Dr Côté’s findings are as applicable to Skibbereen town and its successful relationship with Skibbereen Rowing Club as it is between Aughadown and Ireland’s best rowing club.
There’s the cultural importance placed on rowing in Aughadown, which is the parish’s tradition with rowing, not just for sport but also work and employment, fishing and carrying cargo up and down the River Ilen.
There’s the accessibility of rowing role models – for example, Dominic Casey remembers Sundays spent going to local regattas and watching the Crowleys in the Ardralla boat, and they were the best year after year, and that had a lasting effect on him. Factor in the Gary & Paul Effect, too – who wouldn’t be inspired by those two?
Then there’s the access to top-class coaches, and this is where Skibbereen Rowing Club excels and is such a key part of the success. The club has the tried-and-tested structure, excellent coaches and a successful training plan to take in young rowers, train them to an incredibly high standard and give them the belief, skills and opportunity to take on and beat the best.
‘A lot of it has got to do with us being members of the rowing club. It has a good programme, a good history of success, a good coach that can help us get to international level and international success,’ Gary O’Donovan says.
Also, Aughadown has access to one of the best rowing rivers in the world, the Ilen River. This is the breeding ground of champions and this incredible, natural amenity is only ever a few minutes away. A short drive in a car and you’re at Skibbereen Rowing Club’s HQ. The same goes for local rowers from the other side of the river.
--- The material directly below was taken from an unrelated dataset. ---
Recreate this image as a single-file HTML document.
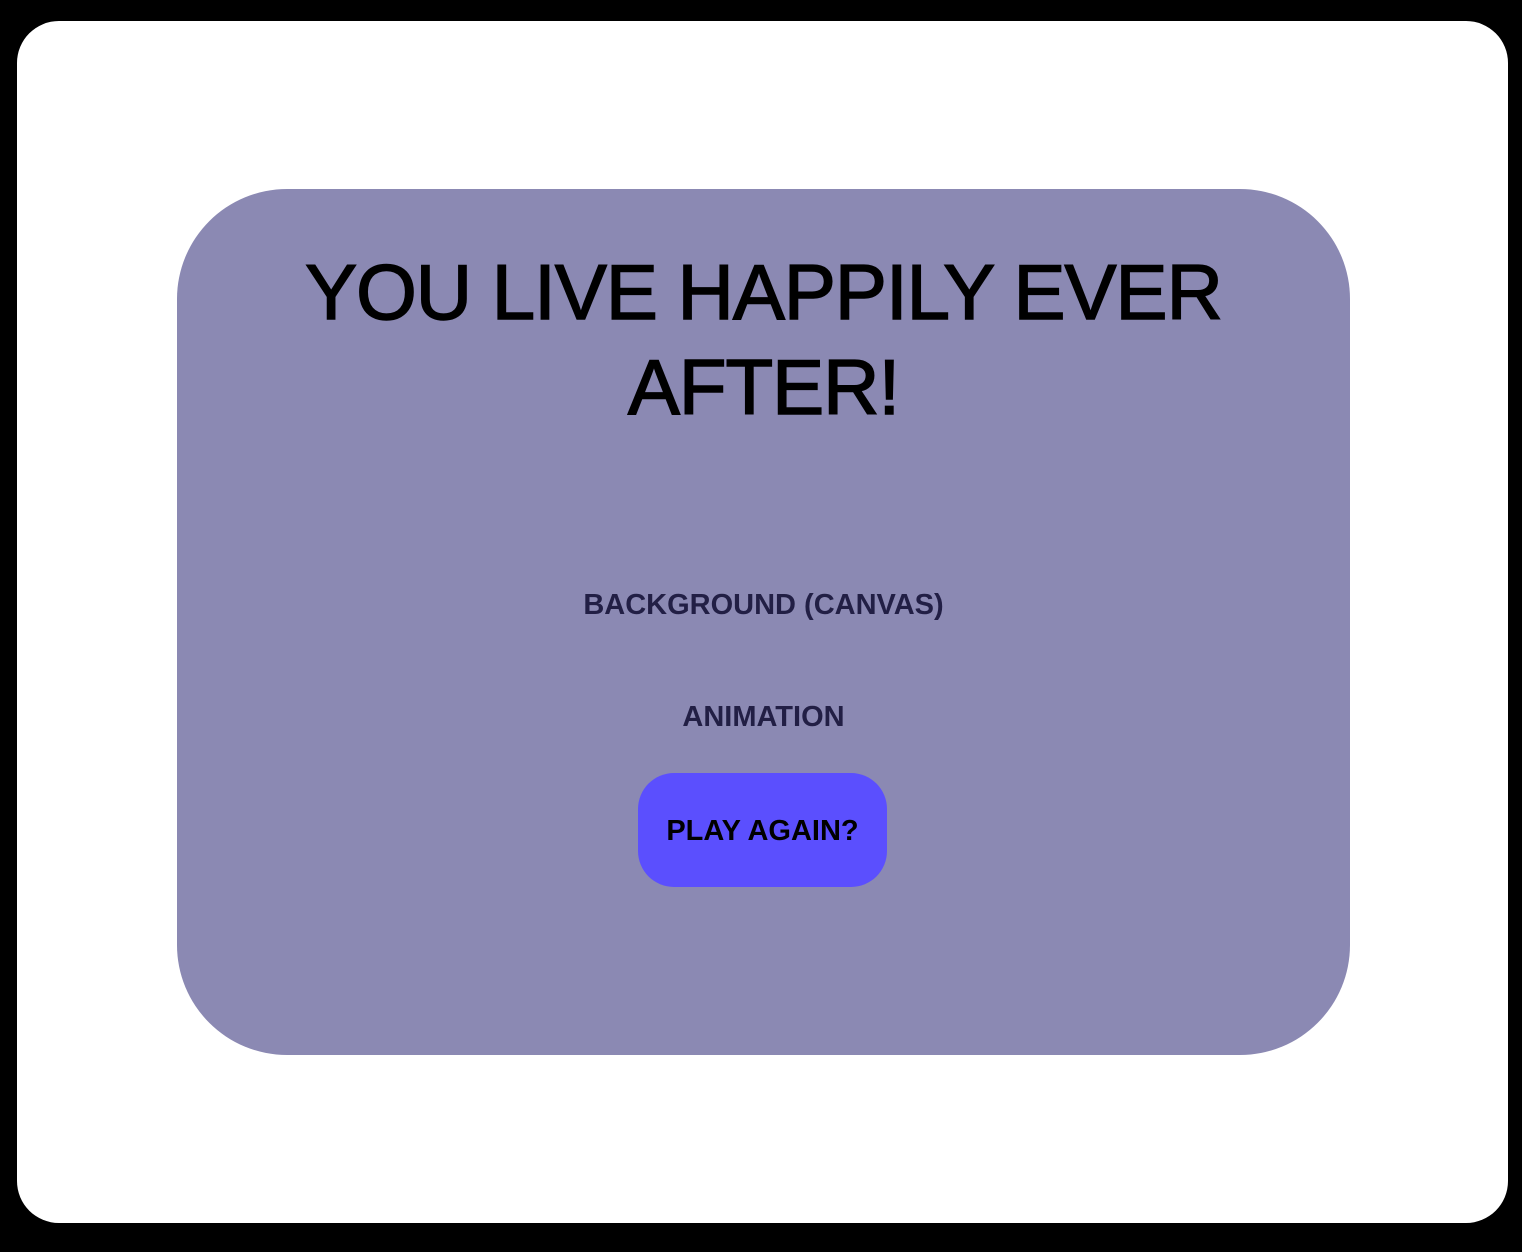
<!DOCTYPE html>
<html><head><style>
html,body{margin:0;padding:0;width:1522px;height:1252px;background:#000;overflow:hidden;font-family:"Liberation Sans",Arial,sans-serif;}
.outer{position:absolute;left:17px;top:21px;width:1491px;height:1202px;background:#fff;border-radius:42px;}
.card{position:absolute;left:177px;top:189px;width:1173px;height:866px;background:#8b89b3;border-radius:110px;}
h1{position:absolute;left:0;width:1173px;top:56px;margin:0;text-align:center;font-size:78px;line-height:95px;font-weight:400;color:#000;-webkit-text-stroke:1.5px #000;letter-spacing:-1px;}
.lbl{position:absolute;left:0;width:1173px;text-align:center;font-size:29px;font-weight:700;color:#221f45;}
.btn{position:absolute;left:461px;top:584px;width:249px;height:114px;background:#5b4ffe;border-radius:36px;display:flex;align-items:center;justify-content:center;font-size:29px;font-weight:700;color:#000;padding-top:3px;box-sizing:border-box;}
</style></head><body>
<div class="outer"></div>
<div class="card">
<h1>YOU LIVE HAPPILY EVER<br>AFTER!</h1>
<div class="lbl" style="top:400px">BACKGROUND (CANVAS)</div>
<div class="lbl" style="top:512px">ANIMATION</div>
<div class="btn">PLAY AGAIN?</div>
</div>
</body></html>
Success breeds success, too. Especially in the rowing club. Take Fintan McCarthy from Foherlagh in Aughadown for example. In August 2016, as two young men from the same parish lit up the world at the Olympics in Brazil, Fintan was 19 years old. He was in The Paragon Bar in Skibbereen when Gary and Paul won that historic Olympic silver medal. That moment stayed with him. He is living in the same parish, training in the same club as the Lisheen legends, with the same coach, on the same river, with the same training programme. If they can win an Olympic medal, why can’t I, he thought. Three years later he was sitting in the Irish men’s lightweight double alongside Paul O’Donovan as they won World gold.
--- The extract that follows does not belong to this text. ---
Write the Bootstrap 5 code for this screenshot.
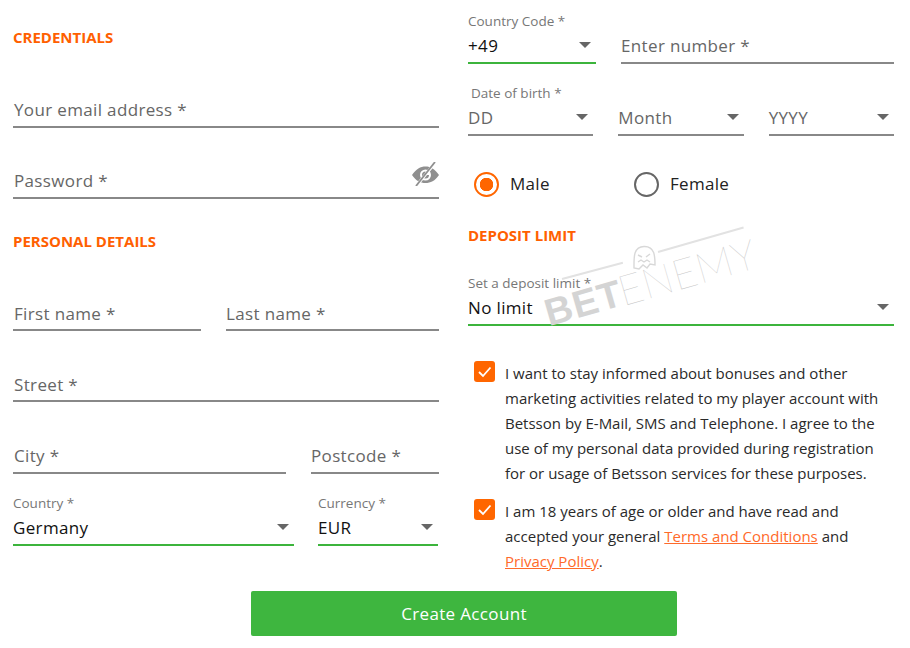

‘If you lived in, let’s say, Dunmanway and you said you want to go rowing, they’d look at you,’ Mike Cotter explains, ’but when I was young and said I wanted to go rowing, my parents were delighted because that’s what they did. My grandfather rowed up and down the river with coal and grain or whatever as a way to earn money.’
Rowing is part of life in Aughadown. It has been for generations. That’s set to continue. It’s one of the main feeder areas for Skibbereen Rowing Club. Together it’s a winning combination. And there’s more to come.
Two men from Aughadown – from the group of Gary and Paul O’Donovan, and Jake and Fintan McCarthy – will fill the seats in the Irish lightweight men’s double at the Olympics. A gold medal there is realistic. And that will inspire a new generation. That boat is coached by an Aughadown man. Like the River Ilen never stops, neither too does awesome Aughadown: the parish of rowers.